◆ **MATERIAL PROVIDED**:
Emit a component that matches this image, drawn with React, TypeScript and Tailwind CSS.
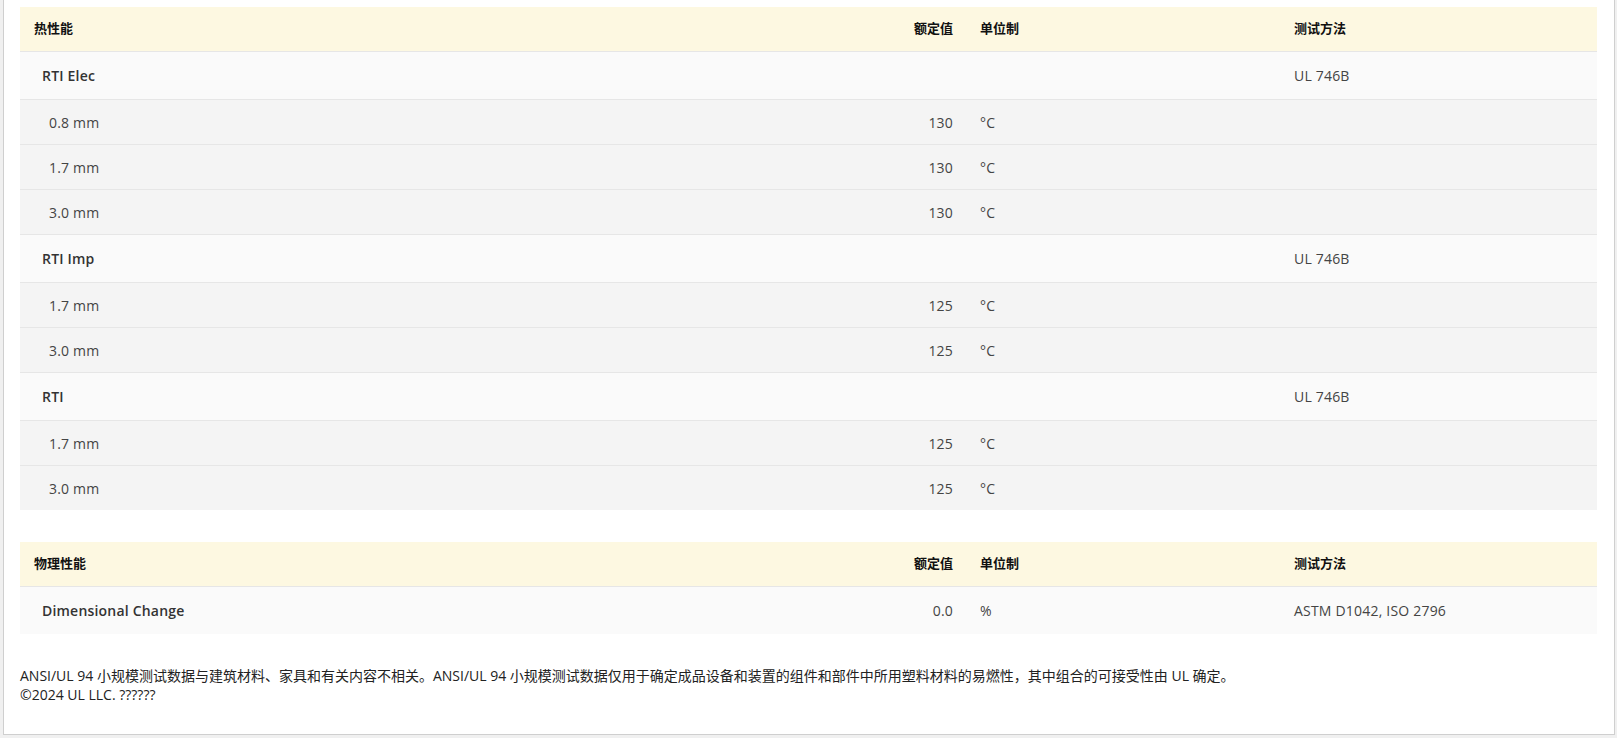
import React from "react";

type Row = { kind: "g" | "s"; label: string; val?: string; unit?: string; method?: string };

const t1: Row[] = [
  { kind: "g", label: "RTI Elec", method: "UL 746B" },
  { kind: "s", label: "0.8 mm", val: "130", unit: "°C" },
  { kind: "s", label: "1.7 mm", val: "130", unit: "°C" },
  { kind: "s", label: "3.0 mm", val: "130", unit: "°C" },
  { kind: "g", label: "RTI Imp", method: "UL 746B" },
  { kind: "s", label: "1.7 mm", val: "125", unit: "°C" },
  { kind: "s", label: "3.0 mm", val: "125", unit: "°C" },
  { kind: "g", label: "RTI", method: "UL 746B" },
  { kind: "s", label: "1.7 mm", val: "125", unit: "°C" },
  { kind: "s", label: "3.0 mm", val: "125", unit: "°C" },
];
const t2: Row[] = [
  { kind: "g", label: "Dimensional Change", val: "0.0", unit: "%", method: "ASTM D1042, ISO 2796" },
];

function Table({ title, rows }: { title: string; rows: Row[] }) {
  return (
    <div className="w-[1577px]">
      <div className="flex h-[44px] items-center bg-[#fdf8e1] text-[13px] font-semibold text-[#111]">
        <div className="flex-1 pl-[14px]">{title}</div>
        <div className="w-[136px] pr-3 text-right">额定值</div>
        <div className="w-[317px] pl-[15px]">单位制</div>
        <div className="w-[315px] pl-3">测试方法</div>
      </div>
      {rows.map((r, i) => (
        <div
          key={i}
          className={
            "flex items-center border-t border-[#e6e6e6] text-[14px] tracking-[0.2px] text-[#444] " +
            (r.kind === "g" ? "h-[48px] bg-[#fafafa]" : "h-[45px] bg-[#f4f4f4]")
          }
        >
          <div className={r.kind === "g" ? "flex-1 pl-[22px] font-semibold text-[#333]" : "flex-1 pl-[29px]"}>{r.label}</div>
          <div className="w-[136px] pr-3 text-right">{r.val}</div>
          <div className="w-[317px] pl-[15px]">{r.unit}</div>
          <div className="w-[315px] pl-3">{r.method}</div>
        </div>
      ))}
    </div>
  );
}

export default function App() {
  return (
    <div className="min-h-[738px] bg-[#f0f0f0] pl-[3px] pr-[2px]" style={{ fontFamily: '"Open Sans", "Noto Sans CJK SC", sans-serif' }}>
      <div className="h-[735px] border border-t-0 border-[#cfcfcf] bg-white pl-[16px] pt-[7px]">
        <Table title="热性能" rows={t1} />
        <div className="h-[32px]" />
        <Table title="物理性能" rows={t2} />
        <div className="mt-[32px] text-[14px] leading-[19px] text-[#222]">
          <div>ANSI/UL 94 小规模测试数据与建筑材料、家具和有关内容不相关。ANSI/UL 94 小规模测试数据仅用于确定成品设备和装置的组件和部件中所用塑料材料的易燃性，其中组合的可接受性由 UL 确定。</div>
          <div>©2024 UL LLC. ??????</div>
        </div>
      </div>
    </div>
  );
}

◆ **GOAL OF THE EXERCISE**: Repeat the listing verbatim. Skip the pictures.

◆ **EXERCISE OUTPUT**:
Emit a component that matches this image, drawn with React, TypeScript and Tailwind CSS.
import React from "react";

type Row = { kind: "g" | "s"; label: string; val?: string; unit?: string; method?: string };

const t1: Row[] = [
  { kind: "g", label: "RTI Elec", method: "UL 746B" },
  { kind: "s", label: "0.8 mm", val: "130", unit: "°C" },
  { kind: "s", label: "1.7 mm", val: "130", unit: "°C" },
  { kind: "s", label: "3.0 mm", val: "130", unit: "°C" },
  { kind: "g", label: "RTI Imp", method: "UL 746B" },
  { kind: "s", label: "1.7 mm", val: "125", unit: "°C" },
  { kind: "s", label: "3.0 mm", val: "125", unit: "°C" },
  { kind: "g", label: "RTI", method: "UL 746B" },
  { kind: "s", label: "1.7 mm", val: "125", unit: "°C" },
  { kind: "s", label: "3.0 mm", val: "125", unit: "°C" },
];
const t2: Row[] = [
  { kind: "g", label: "Dimensional Change", val: "0.0", unit: "%", method: "ASTM D1042, ISO 2796" },
];

function Table({ title, rows }: { title: string; rows: Row[] }) {
  return (
    <div className="w-[1577px]">
      <div className="flex h-[44px] items-center bg-[#fdf8e1] text-[13px] font-semibold text-[#111]">
        <div className="flex-1 pl-[14px]">{title}</div>
        <div className="w-[136px] pr-3 text-right">额定值</div>
        <div className="w-[317px] pl-[15px]">单位制</div>
        <div className="w-[315px] pl-3">测试方法</div>
      </div>
      {rows.map((r, i) => (
        <div
          key={i}
          className={
            "flex items-center border-t border-[#e6e6e6] text-[14px] tracking-[0.2px] text-[#444] " +
            (r.kind === "g" ? "h-[48px] bg-[#fafafa]" : "h-[45px] bg-[#f4f4f4]")
          }
        >
          <div className={r.kind === "g" ? "flex-1 pl-[22px] font-semibold text-[#333]" : "flex-1 pl-[29px]"}>{r.label}</div>
          <div className="w-[136px] pr-3 text-right">{r.val}</div>
          <div className="w-[317px] pl-[15px]">{r.unit}</div>
          <div className="w-[315px] pl-3">{r.method}</div>
        </div>
      ))}
    </div>
  );
}

export default function App() {
  return (
    <div className="min-h-[738px] bg-[#f0f0f0] pl-[3px] pr-[2px]" style={{ fontFamily: '"Open Sans", "Noto Sans CJK SC", sans-serif' }}>
      <div className="h-[735px] border border-t-0 border-[#cfcfcf] bg-white pl-[16px] pt-[7px]">
        <Table title="热性能" rows={t1} />
        <div className="h-[32px]" />
        <Table title="物理性能" rows={t2} />
        <div className="mt-[32px] text-[14px] leading-[19px] text-[#222]">
          <div>ANSI/UL 94 小规模测试数据与建筑材料、家具和有关内容不相关。ANSI/UL 94 小规模测试数据仅用于确定成品设备和装置的组件和部件中所用塑料材料的易燃性，其中组合的可接受性由 UL 确定。</div>
          <div>©2024 UL LLC. ??????</div>
        </div>
      </div>
    </div>
  );
}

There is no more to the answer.